We need to make sure that what we’re proposing in our strategy is do-able from a resource perspective. UX design will inform some of our future workload and processes. Insights from our boss, the lawyers, and biz dev will inform our resourcing limitations.

7. How did we do in Q4 and what was our impact on that?
In Q4, we planned an in-person strategy workshop and we mapped our timeline for working on this proposal. (So far, so good on both!) Hired a teammate to get the work done (negotiations, on-boarding). We balanced other work: got some new projects underway, took time off from others to recalibrate our goals and plans.

8. Where can I go for help? Answers? Feedback?
Each other and our boss on the project. The work itself: draft will be a good source of feedback. In-person workshop a great time to ask questions. Can always ask via email and Slack, or hop on a call for more insight. We also have access to the client’s thoughts and expertise in the meeting on Wednesday, and likely moving forward. Also, we can leverage our personal networks for quick takes and gut checks.

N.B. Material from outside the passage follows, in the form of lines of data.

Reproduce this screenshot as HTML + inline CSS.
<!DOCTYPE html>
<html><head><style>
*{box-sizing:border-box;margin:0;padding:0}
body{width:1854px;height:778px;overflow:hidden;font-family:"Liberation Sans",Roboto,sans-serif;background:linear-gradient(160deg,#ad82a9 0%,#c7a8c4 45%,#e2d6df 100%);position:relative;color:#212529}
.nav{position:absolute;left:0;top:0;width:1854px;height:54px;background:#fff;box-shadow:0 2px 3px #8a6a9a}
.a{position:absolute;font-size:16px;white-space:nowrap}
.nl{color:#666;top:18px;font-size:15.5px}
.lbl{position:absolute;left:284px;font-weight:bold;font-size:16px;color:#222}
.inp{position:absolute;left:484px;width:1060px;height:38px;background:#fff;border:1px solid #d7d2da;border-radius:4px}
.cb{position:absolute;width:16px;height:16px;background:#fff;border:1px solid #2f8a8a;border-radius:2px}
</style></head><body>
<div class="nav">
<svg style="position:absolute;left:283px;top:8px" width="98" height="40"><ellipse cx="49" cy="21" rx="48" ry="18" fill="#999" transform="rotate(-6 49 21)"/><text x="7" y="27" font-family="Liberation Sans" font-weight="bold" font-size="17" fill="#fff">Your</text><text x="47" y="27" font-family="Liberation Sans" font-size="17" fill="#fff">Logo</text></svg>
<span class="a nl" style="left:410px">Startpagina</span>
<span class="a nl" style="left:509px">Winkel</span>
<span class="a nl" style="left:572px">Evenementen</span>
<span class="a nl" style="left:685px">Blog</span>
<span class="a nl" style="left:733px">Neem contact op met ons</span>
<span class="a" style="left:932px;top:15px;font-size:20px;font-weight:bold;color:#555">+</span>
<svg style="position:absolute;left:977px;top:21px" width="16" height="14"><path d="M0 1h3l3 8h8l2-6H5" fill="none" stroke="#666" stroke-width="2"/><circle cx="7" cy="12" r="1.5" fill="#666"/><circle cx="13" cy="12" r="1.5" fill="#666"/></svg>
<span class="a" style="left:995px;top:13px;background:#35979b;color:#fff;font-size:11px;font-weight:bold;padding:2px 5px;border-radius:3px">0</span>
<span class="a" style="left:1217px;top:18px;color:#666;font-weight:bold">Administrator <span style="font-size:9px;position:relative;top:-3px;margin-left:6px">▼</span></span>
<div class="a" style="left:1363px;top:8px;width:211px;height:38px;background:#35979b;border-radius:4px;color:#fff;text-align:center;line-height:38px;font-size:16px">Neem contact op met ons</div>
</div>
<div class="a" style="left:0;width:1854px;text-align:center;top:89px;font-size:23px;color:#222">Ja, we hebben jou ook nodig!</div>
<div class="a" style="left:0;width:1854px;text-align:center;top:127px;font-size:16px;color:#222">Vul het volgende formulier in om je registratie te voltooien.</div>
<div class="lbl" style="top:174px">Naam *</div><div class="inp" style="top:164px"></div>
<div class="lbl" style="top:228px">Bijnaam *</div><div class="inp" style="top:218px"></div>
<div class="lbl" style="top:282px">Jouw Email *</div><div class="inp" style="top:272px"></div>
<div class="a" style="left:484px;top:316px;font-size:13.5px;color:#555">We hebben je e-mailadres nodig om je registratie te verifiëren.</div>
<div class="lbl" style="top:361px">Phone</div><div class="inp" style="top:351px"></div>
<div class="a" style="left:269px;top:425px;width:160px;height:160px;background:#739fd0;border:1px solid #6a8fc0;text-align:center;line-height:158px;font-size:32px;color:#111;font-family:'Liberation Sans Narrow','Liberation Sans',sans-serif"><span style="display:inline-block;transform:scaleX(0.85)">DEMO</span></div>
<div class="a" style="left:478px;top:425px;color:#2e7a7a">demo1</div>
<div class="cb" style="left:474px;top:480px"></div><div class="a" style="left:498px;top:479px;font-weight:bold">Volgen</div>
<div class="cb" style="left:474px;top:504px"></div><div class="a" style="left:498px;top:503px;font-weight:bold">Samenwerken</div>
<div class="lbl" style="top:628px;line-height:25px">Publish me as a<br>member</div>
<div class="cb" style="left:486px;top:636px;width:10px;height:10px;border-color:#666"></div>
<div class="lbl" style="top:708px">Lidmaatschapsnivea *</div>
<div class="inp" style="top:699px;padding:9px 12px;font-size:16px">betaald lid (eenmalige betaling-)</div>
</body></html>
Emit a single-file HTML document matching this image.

9. What struggles is our team facing?
Need to define success: scorecard and incremental goals. We need to create the plan for how to execute the strategy and make sure we can actually do it. We know we’re going to need to be rigorous with time management and goal prioritization. We’re liable to say yes to too much.

10. As a team, what is everyone most excited about?
The future! We’re all excited about this proposal: “If this works out, it’s a dream project.”

Bonus! A motto (or chant!) that’ll help get you through this:
It’s not as hard as you’re making it.

 

 

Andy: So, welcome back. Ease the experience of returning by answering these questions. They’re orienting, useful, and will give you a clear understanding of where there are holes you can fill. It feels really good to know what you’re doing. And, it can feel good to be back.